# START OF DATASET CONTENT

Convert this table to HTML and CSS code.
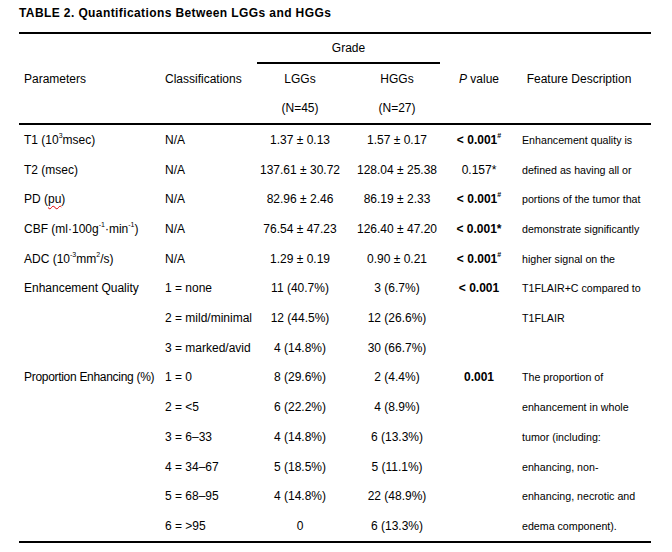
FILE: index.html
```html
<!DOCTYPE html>
<html>
<head>
<meta charset="utf-8">
<link rel="stylesheet" href="styles.css">
</head>
<body>
<div class="page">
  <div class="title">TABLE 2. Quantifications Between LGGs and HGGs</div>
  <div class="table">
    <div class="thead">
      <div class="grade">Grade</div>
      <div class="c1 r2">Parameters</div>
      <div class="c2 r2">Classifications</div>
      <div class="num r2">LGGs</div>
      <div class="num r2">HGGs</div>
      <div class="pv r2"><i>P</i>&nbsp;value</div>
      <div class="feat r2">Feature Description</div>
      <div class="num c3 r3">(N=45)</div>
      <div class="num c4 r3">(N=27)</div>
    </div>
    <div class="tbody">
      <div class="c1">T1 (10<sup>3</sup>msec)</div><div class="c2">N/A</div><div class="num">1.37 ± 0.13</div><div class="num">1.57 ± 0.17</div><div class="pv b">&lt; 0.001<sup>#</sup></div><div class="desc">Enhancement quality is</div>
      <div class="c1">T2 (msec)</div><div class="c2">N/A</div><div class="num">137.61 ± 30.72</div><div class="num">128.04 ± 25.38</div><div class="pv">0.157*</div><div class="desc">defined as having all or</div>
      <div class="c1">PD (<span class="spell">pu</span>)</div><div class="c2">N/A</div><div class="num">82.96 ± 2.46</div><div class="num">86.19 ± 2.33</div><div class="pv b">&lt; 0.001<sup>#</sup></div><div class="desc">portions of the tumor that</div>
      <div class="c1">CBF (ml·100g<sup>-1</sup>·min<sup>-1</sup>)</div><div class="c2">N/A</div><div class="num">76.54 ± 47.23</div><div class="num">126.40 ± 47.20</div><div class="pv b">&lt; 0.001*</div><div class="desc">demonstrate significantly</div>
      <div class="c1">ADC (10<sup>-3</sup>mm<sup>2</sup>/s)</div><div class="c2">N/A</div><div class="num">1.29 ± 0.19</div><div class="num">0.90 ± 0.21</div><div class="pv b">&lt; 0.001<sup>#</sup></div><div class="desc">higher signal on the</div>
      <div class="c1">Enhancement Quality</div><div class="c2">1 = none</div><div class="num">11 (40.7%)</div><div class="num">3 (6.7%)</div><div class="pv b">&lt; 0.001</div><div class="desc">T1FLAIR+C compared to</div>
      <div class="c1"></div><div class="c2">2 = mild/minimal</div><div class="num">12 (44.5%)</div><div class="num">12 (26.6%)</div><div class="pv"></div><div class="desc">T1FLAIR</div>
      <div class="c1"></div><div class="c2">3 = marked/avid</div><div class="num">4 (14.8%)</div><div class="num">30 (66.7%)</div><div class="pv"></div><div class="desc"></div>
      <div class="c1 tight">Proportion Enhancing (%)</div><div class="c2">1 = 0</div><div class="num">8 (29.6%)</div><div class="num">2 (4.4%)</div><div class="pv b">0.001</div><div class="desc">The proportion of</div>
      <div class="c1"></div><div class="c2">2 = &lt;5</div><div class="num">6 (22.2%)</div><div class="num">4 (8.9%)</div><div class="pv"></div><div class="desc">enhancement in whole</div>
      <div class="c1"></div><div class="c2">3 = 6–33</div><div class="num">4 (14.8%)</div><div class="num">6 (13.3%)</div><div class="pv"></div><div class="desc">tumor (including:</div>
      <div class="c1"></div><div class="c2">4 = 34–67</div><div class="num">5 (18.5%)</div><div class="num">5 (11.1%)</div><div class="pv"></div><div class="desc">enhancing, non-</div>
      <div class="c1"></div><div class="c2">5 = 68–95</div><div class="num">4 (14.8%)</div><div class="num">22 (48.9%)</div><div class="pv"></div><div class="desc">enhancing, necrotic and</div>
      <div class="c1"></div><div class="c2">6 = &gt;95</div><div class="num">0</div><div class="num">6 (13.3%)</div><div class="pv"></div><div class="desc">edema component).</div>
    </div>
  </div>
</div>
</body>
</html>
```

FILE: styles.css
```css
html, body {
  margin: 0;
  padding: 0;
  background: #fff;
}
body {
  font-family: "Liberation Sans", Arial, sans-serif;
  font-size: 12px;
  color: #000;
}
.page {
  padding: 6px 21px 0 19px;
  width: 632px;
}
.title {
  font-weight: bold;
  font-size: 12px;
  line-height: 14px;
  letter-spacing: 0.4px;
  margin-bottom: 12px;
  white-space: nowrap;
}
.table {
  border-top: 2px solid #000;
  border-bottom: 2px solid #000;
}
.thead, .tbody {
  display: grid;
  grid-template-columns: 141px 94px 92px 102px 62px 141px;
}
.thead {
  grid-template-rows: 30px 29px 30px;
  border-bottom: 2px solid #000;
}
.tbody {
  grid-auto-rows: 29.71px;
}
.thead > div, .tbody > div {
  display: flex;
  align-items: center;
  white-space: nowrap;
}
.grade {
  grid-column: 3 / 5;
  grid-row: 1;
  justify-content: center;
  margin: 0 8px 0 3px;
  border-bottom: 2px solid #000;
  box-sizing: border-box;
}
.r2 { grid-row: 2; }
.r3 { grid-row: 3; }
.c3 { grid-column: 3; }
.c4 { grid-column: 4; }
.c1 { padding-left: 5px; }
.c2 { padding-left: 5px; }
.tight { letter-spacing: -0.3px; }
.num { justify-content: center; }
.pv { justify-content: center; }
.b { font-weight: bold; }
.feat {
  justify-content: center;
  padding: 0 15px 0 12px;
}
.desc {
  padding-left: 12px;
  font-size: 10.67px;
}
sup {
  font-size: 7px;
  line-height: 0;
  vertical-align: 0;
  position: relative;
  top: -4px;
}
.spell {
  text-decoration: underline wavy #e00000;
  text-decoration-thickness: 1px;
  text-underline-offset: 2px;
}
```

# END OF DATASET CONTENT

◆ WHAT THE TASK ASKS ◆
Extract the full listing exactly, with the pictures left out.

◆ EXERCISE OUTPUT ◆
Convert this table to HTML and CSS code.
FILE: index.html
```html
<!DOCTYPE html>
<html>
<head>
<meta charset="utf-8">
<link rel="stylesheet" href="styles.css">
</head>
<body>
<div class="page">
  <div class="title">TABLE 2. Quantifications Between LGGs and HGGs</div>
  <div class="table">
    <div class="thead">
      <div class="grade">Grade</div>
      <div class="c1 r2">Parameters</div>
      <div class="c2 r2">Classifications</div>
      <div class="num r2">LGGs</div>
      <div class="num r2">HGGs</div>
      <div class="pv r2"><i>P</i>&nbsp;value</div>
      <div class="feat r2">Feature Description</div>
      <div class="num c3 r3">(N=45)</div>
      <div class="num c4 r3">(N=27)</div>
    </div>
    <div class="tbody">
      <div class="c1">T1 (10<sup>3</sup>msec)</div><div class="c2">N/A</div><div class="num">1.37 ± 0.13</div><div class="num">1.57 ± 0.17</div><div class="pv b">&lt; 0.001<sup>#</sup></div><div class="desc">Enhancement quality is</div>
      <div class="c1">T2 (msec)</div><div class="c2">N/A</div><div class="num">137.61 ± 30.72</div><div class="num">128.04 ± 25.38</div><div class="pv">0.157*</div><div class="desc">defined as having all or</div>
      <div class="c1">PD (<span class="spell">pu</span>)</div><div class="c2">N/A</div><div class="num">82.96 ± 2.46</div><div class="num">86.19 ± 2.33</div><div class="pv b">&lt; 0.001<sup>#</sup></div><div class="desc">portions of the tumor that</div>
      <div class="c1">CBF (ml·100g<sup>-1</sup>·min<sup>-1</sup>)</div><div class="c2">N/A</div><div class="num">76.54 ± 47.23</div><div class="num">126.40 ± 47.20</div><div class="pv b">&lt; 0.001*</div><div class="desc">demonstrate significantly</div>
      <div class="c1">ADC (10<sup>-3</sup>mm<sup>2</sup>/s)</div><div class="c2">N/A</div><div class="num">1.29 ± 0.19</div><div class="num">0.90 ± 0.21</div><div class="pv b">&lt; 0.001<sup>#</sup></div><div class="desc">higher signal on the</div>
      <div class="c1">Enhancement Quality</div><div class="c2">1 = none</div><div class="num">11 (40.7%)</div><div class="num">3 (6.7%)</div><div class="pv b">&lt; 0.001</div><div class="desc">T1FLAIR+C compared to</div>
      <div class="c1"></div><div class="c2">2 = mild/minimal</div><div class="num">12 (44.5%)</div><div class="num">12 (26.6%)</div><div class="pv"></div><div class="desc">T1FLAIR</div>
      <div class="c1"></div><div class="c2">3 = marked/avid</div><div class="num">4 (14.8%)</div><div class="num">30 (66.7%)</div><div class="pv"></div><div class="desc"></div>
      <div class="c1 tight">Proportion Enhancing (%)</div><div class="c2">1 = 0</div><div class="num">8 (29.6%)</div><div class="num">2 (4.4%)</div><div class="pv b">0.001</div><div class="desc">The proportion of</div>
      <div class="c1"></div><div class="c2">2 = &lt;5</div><div class="num">6 (22.2%)</div><div class="num">4 (8.9%)</div><div class="pv"></div><div class="desc">enhancement in whole</div>
      <div class="c1"></div><div class="c2">3 = 6–33</div><div class="num">4 (14.8%)</div><div class="num">6 (13.3%)</div><div class="pv"></div><div class="desc">tumor (including:</div>
      <div class="c1"></div><div class="c2">4 = 34–67</div><div class="num">5 (18.5%)</div><div class="num">5 (11.1%)</div><div class="pv"></div><div class="desc">enhancing, non-</div>
      <div class="c1"></div><div class="c2">5 = 68–95</div><div class="num">4 (14.8%)</div><div class="num">22 (48.9%)</div><div class="pv"></div><div class="desc">enhancing, necrotic and</div>
      <div class="c1"></div><div class="c2">6 = &gt;95</div><div class="num">0</div><div class="num">6 (13.3%)</div><div class="pv"></div><div class="desc">edema component).</div>
    </div>
  </div>
</div>
</body>
</html>
```

FILE: styles.css
```css
html, body {
  margin: 0;
  padding: 0;
  background: #fff;
}
body {
  font-family: "Liberation Sans", Arial, sans-serif;
  font-size: 12px;
  color: #000;
}
.page {
  padding: 6px 21px 0 19px;
  width: 632px;
}
.title {
  font-weight: bold;
  font-size: 12px;
  line-height: 14px;
  letter-spacing: 0.4px;
  margin-bottom: 12px;
  white-space: nowrap;
}
.table {
  border-top: 2px solid #000;
  border-bottom: 2px solid #000;
}
.thead, .tbody {
  display: grid;
  grid-template-columns: 141px 94px 92px 102px 62px 141px;
}
.thead {
  grid-template-rows: 30px 29px 30px;
  border-bottom: 2px solid #000;
}
.tbody {
  grid-auto-rows: 29.71px;
}
.thead > div, .tbody > div {
  display: flex;
  align-items: center;
  white-space: nowrap;
}
.grade {
  grid-column: 3 / 5;
  grid-row: 1;
  justify-content: center;
  margin: 0 8px 0 3px;
  border-bottom: 2px solid #000;
  box-sizing: border-box;
}
.r2 { grid-row: 2; }
.r3 { grid-row: 3; }
.c3 { grid-column: 3; }
.c4 { grid-column: 4; }
.c1 { padding-left: 5px; }
.c2 { padding-left: 5px; }
.tight { letter-spacing: -0.3px; }
.num { justify-content: center; }
.pv { justify-content: center; }
.b { font-weight: bold; }
.feat {
  justify-content: center;
  padding: 0 15px 0 12px;
}
.desc {
  padding-left: 12px;
  font-size: 10.67px;
}
sup {
  font-size: 7px;
  line-height: 0;
  vertical-align: 0;
  position: relative;
  top: -4px;
}
.spell {
  text-decoration: underline wavy #e00000;
  text-decoration-thickness: 1px;
  text-underline-offset: 2px;
}
```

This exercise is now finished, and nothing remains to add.